Data shown
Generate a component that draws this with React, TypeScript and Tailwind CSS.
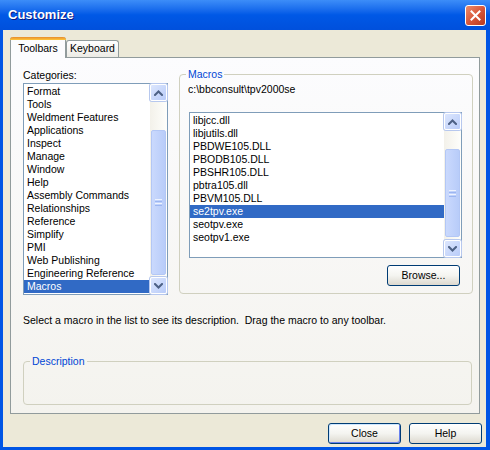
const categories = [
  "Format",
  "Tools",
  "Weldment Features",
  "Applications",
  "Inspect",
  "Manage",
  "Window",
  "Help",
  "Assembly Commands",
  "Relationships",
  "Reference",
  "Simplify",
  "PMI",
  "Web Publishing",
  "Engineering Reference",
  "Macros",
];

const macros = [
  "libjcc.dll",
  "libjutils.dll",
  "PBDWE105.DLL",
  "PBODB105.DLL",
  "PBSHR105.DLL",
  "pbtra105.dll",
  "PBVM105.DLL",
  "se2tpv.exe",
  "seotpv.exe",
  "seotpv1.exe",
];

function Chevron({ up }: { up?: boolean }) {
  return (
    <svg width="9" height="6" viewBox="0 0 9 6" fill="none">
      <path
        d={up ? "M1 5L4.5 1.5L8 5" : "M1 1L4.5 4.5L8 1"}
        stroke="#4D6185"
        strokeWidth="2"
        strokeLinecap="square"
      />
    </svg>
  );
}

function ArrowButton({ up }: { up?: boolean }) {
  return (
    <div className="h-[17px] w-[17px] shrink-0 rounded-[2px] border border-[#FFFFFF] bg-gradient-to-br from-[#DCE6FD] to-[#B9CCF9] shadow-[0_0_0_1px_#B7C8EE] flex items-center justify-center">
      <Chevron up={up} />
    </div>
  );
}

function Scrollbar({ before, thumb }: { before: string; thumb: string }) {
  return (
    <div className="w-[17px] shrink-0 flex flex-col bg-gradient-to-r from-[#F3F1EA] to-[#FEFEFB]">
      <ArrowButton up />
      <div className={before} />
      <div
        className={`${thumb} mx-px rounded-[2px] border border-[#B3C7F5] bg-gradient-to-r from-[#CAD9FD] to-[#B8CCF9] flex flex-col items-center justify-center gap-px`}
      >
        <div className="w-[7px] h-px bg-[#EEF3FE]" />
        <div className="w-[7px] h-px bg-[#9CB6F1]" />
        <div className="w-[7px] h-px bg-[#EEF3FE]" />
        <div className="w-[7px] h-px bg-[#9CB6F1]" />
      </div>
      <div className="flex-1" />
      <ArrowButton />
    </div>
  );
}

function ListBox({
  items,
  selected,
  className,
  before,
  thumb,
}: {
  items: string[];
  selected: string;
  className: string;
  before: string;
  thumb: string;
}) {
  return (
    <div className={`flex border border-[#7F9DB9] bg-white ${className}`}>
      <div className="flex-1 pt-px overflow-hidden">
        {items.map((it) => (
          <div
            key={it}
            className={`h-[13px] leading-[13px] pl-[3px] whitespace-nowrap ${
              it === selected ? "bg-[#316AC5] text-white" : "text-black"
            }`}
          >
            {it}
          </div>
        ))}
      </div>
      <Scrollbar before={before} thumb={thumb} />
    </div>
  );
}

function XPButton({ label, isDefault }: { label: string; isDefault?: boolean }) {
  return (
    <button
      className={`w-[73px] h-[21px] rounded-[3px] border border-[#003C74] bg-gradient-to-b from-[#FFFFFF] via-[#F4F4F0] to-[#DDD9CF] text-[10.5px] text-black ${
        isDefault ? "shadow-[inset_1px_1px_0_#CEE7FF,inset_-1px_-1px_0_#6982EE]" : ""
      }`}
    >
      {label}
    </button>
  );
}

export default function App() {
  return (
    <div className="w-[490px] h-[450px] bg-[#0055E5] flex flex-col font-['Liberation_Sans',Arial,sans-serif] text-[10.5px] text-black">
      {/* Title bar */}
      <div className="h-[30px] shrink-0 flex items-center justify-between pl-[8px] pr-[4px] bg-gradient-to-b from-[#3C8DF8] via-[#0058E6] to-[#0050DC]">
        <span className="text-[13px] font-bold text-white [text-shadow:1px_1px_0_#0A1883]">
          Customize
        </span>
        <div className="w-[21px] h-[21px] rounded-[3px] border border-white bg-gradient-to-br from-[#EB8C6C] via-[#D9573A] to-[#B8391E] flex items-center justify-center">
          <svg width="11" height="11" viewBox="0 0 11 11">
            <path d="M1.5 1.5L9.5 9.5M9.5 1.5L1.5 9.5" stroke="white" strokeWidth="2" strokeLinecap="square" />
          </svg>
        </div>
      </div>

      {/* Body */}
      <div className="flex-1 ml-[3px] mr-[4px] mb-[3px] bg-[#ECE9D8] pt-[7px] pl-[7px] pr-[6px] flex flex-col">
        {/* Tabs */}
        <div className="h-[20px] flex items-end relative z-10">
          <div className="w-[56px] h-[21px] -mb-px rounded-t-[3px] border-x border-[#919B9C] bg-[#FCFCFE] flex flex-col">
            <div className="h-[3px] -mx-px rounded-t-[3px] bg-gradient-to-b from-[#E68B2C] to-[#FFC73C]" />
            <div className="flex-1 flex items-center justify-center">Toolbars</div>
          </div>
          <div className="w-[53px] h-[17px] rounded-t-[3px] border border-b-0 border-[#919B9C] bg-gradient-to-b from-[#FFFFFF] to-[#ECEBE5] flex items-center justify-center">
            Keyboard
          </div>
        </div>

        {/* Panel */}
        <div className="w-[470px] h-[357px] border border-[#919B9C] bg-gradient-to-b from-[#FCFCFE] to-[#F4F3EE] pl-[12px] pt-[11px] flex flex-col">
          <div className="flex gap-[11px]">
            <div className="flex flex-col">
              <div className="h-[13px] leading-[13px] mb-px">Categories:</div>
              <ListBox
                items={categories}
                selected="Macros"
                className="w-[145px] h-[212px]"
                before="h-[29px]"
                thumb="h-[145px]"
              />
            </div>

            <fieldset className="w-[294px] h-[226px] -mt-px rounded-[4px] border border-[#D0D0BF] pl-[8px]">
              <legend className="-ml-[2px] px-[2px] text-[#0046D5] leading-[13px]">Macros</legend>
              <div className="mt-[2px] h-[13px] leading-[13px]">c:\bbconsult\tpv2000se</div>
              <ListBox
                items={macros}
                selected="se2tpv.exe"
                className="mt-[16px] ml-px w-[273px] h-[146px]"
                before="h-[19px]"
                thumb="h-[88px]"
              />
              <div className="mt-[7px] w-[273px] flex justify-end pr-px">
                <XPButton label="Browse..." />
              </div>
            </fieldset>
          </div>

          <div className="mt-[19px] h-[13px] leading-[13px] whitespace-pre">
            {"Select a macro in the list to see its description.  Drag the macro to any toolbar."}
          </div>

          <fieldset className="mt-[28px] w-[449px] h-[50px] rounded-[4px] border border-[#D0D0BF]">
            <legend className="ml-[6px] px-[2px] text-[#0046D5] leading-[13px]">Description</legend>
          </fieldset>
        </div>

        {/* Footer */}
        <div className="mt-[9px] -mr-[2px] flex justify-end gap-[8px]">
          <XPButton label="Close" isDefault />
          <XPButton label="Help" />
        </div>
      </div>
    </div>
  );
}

Problem to work on
Transcribe the material exactly, keeping every word and none of the pictures.

Answer for the task
Generate a component that draws this with React, TypeScript and Tailwind CSS.
const categories = [
  "Format",
  "Tools",
  "Weldment Features",
  "Applications",
  "Inspect",
  "Manage",
  "Window",
  "Help",
  "Assembly Commands",
  "Relationships",
  "Reference",
  "Simplify",
  "PMI",
  "Web Publishing",
  "Engineering Reference",
  "Macros",
];

const macros = [
  "libjcc.dll",
  "libjutils.dll",
  "PBDWE105.DLL",
  "PBODB105.DLL",
  "PBSHR105.DLL",
  "pbtra105.dll",
  "PBVM105.DLL",
  "se2tpv.exe",
  "seotpv.exe",
  "seotpv1.exe",
];

function Chevron({ up }: { up?: boolean }) {
  return (
    <svg width="9" height="6" viewBox="0 0 9 6" fill="none">
      <path
        d={up ? "M1 5L4.5 1.5L8 5" : "M1 1L4.5 4.5L8 1"}
        stroke="#4D6185"
        strokeWidth="2"
        strokeLinecap="square"
      />
    </svg>
  );
}

function ArrowButton({ up }: { up?: boolean }) {
  return (
    <div className="h-[17px] w-[17px] shrink-0 rounded-[2px] border border-[#FFFFFF] bg-gradient-to-br from-[#DCE6FD] to-[#B9CCF9] shadow-[0_0_0_1px_#B7C8EE] flex items-center justify-center">
      <Chevron up={up} />
    </div>
  );
}

function Scrollbar({ before, thumb }: { before: string; thumb: string }) {
  return (
    <div className="w-[17px] shrink-0 flex flex-col bg-gradient-to-r from-[#F3F1EA] to-[#FEFEFB]">
      <ArrowButton up />
      <div className={before} />
      <div
        className={`${thumb} mx-px rounded-[2px] border border-[#B3C7F5] bg-gradient-to-r from-[#CAD9FD] to-[#B8CCF9] flex flex-col items-center justify-center gap-px`}
      >
        <div className="w-[7px] h-px bg-[#EEF3FE]" />
        <div className="w-[7px] h-px bg-[#9CB6F1]" />
        <div className="w-[7px] h-px bg-[#EEF3FE]" />
        <div className="w-[7px] h-px bg-[#9CB6F1]" />
      </div>
      <div className="flex-1" />
      <ArrowButton />
    </div>
  );
}

function ListBox({
  items,
  selected,
  className,
  before,
  thumb,
}: {
  items: string[];
  selected: string;
  className: string;
  before: string;
  thumb: string;
}) {
  return (
    <div className={`flex border border-[#7F9DB9] bg-white ${className}`}>
      <div className="flex-1 pt-px overflow-hidden">
        {items.map((it) => (
          <div
            key={it}
            className={`h-[13px] leading-[13px] pl-[3px] whitespace-nowrap ${
              it === selected ? "bg-[#316AC5] text-white" : "text-black"
            }`}
          >
            {it}
          </div>
        ))}
      </div>
      <Scrollbar before={before} thumb={thumb} />
    </div>
  );
}

function XPButton({ label, isDefault }: { label: string; isDefault?: boolean }) {
  return (
    <button
      className={`w-[73px] h-[21px] rounded-[3px] border border-[#003C74] bg-gradient-to-b from-[#FFFFFF] via-[#F4F4F0] to-[#DDD9CF] text-[10.5px] text-black ${
        isDefault ? "shadow-[inset_1px_1px_0_#CEE7FF,inset_-1px_-1px_0_#6982EE]" : ""
      }`}
    >
      {label}
    </button>
  );
}

export default function App() {
  return (
    <div className="w-[490px] h-[450px] bg-[#0055E5] flex flex-col font-['Liberation_Sans',Arial,sans-serif] text-[10.5px] text-black">
      {/* Title bar */}
      <div className="h-[30px] shrink-0 flex items-center justify-between pl-[8px] pr-[4px] bg-gradient-to-b from-[#3C8DF8] via-[#0058E6] to-[#0050DC]">
        <span className="text-[13px] font-bold text-white [text-shadow:1px_1px_0_#0A1883]">
          Customize
        </span>
        <div className="w-[21px] h-[21px] rounded-[3px] border border-white bg-gradient-to-br from-[#EB8C6C] via-[#D9573A] to-[#B8391E] flex items-center justify-center">
          <svg width="11" height="11" viewBox="0 0 11 11">
            <path d="M1.5 1.5L9.5 9.5M9.5 1.5L1.5 9.5" stroke="white" strokeWidth="2" strokeLinecap="square" />
          </svg>
        </div>
      </div>

      {/* Body */}
      <div className="flex-1 ml-[3px] mr-[4px] mb-[3px] bg-[#ECE9D8] pt-[7px] pl-[7px] pr-[6px] flex flex-col">
        {/* Tabs */}
        <div className="h-[20px] flex items-end relative z-10">
          <div className="w-[56px] h-[21px] -mb-px rounded-t-[3px] border-x border-[#919B9C] bg-[#FCFCFE] flex flex-col">
            <div className="h-[3px] -mx-px rounded-t-[3px] bg-gradient-to-b from-[#E68B2C] to-[#FFC73C]" />
            <div className="flex-1 flex items-center justify-center">Toolbars</div>
          </div>
          <div className="w-[53px] h-[17px] rounded-t-[3px] border border-b-0 border-[#919B9C] bg-gradient-to-b from-[#FFFFFF] to-[#ECEBE5] flex items-center justify-center">
            Keyboard
          </div>
        </div>

        {/* Panel */}
        <div className="w-[470px] h-[357px] border border-[#919B9C] bg-gradient-to-b from-[#FCFCFE] to-[#F4F3EE] pl-[12px] pt-[11px] flex flex-col">
          <div className="flex gap-[11px]">
            <div className="flex flex-col">
              <div className="h-[13px] leading-[13px] mb-px">Categories:</div>
              <ListBox
                items={categories}
                selected="Macros"
                className="w-[145px] h-[212px]"
                before="h-[29px]"
                thumb="h-[145px]"
              />
            </div>

            <fieldset className="w-[294px] h-[226px] -mt-px rounded-[4px] border border-[#D0D0BF] pl-[8px]">
              <legend className="-ml-[2px] px-[2px] text-[#0046D5] leading-[13px]">Macros</legend>
              <div className="mt-[2px] h-[13px] leading-[13px]">c:\bbconsult\tpv2000se</div>
              <ListBox
                items={macros}
                selected="se2tpv.exe"
                className="mt-[16px] ml-px w-[273px] h-[146px]"
                before="h-[19px]"
                thumb="h-[88px]"
              />
              <div className="mt-[7px] w-[273px] flex justify-end pr-px">
                <XPButton label="Browse..." />
              </div>
            </fieldset>
          </div>

          <div className="mt-[19px] h-[13px] leading-[13px] whitespace-pre">
            {"Select a macro in the list to see its description.  Drag the macro to any toolbar."}
          </div>

          <fieldset className="mt-[28px] w-[449px] h-[50px] rounded-[4px] border border-[#D0D0BF]">
            <legend className="ml-[6px] px-[2px] text-[#0046D5] leading-[13px]">Description</legend>
          </fieldset>
        </div>

        {/* Footer */}
        <div className="mt-[9px] -mr-[2px] flex justify-end gap-[8px]">
          <XPButton label="Close" isDefault />
          <XPButton label="Help" />
        </div>
      </div>
    </div>
  );
}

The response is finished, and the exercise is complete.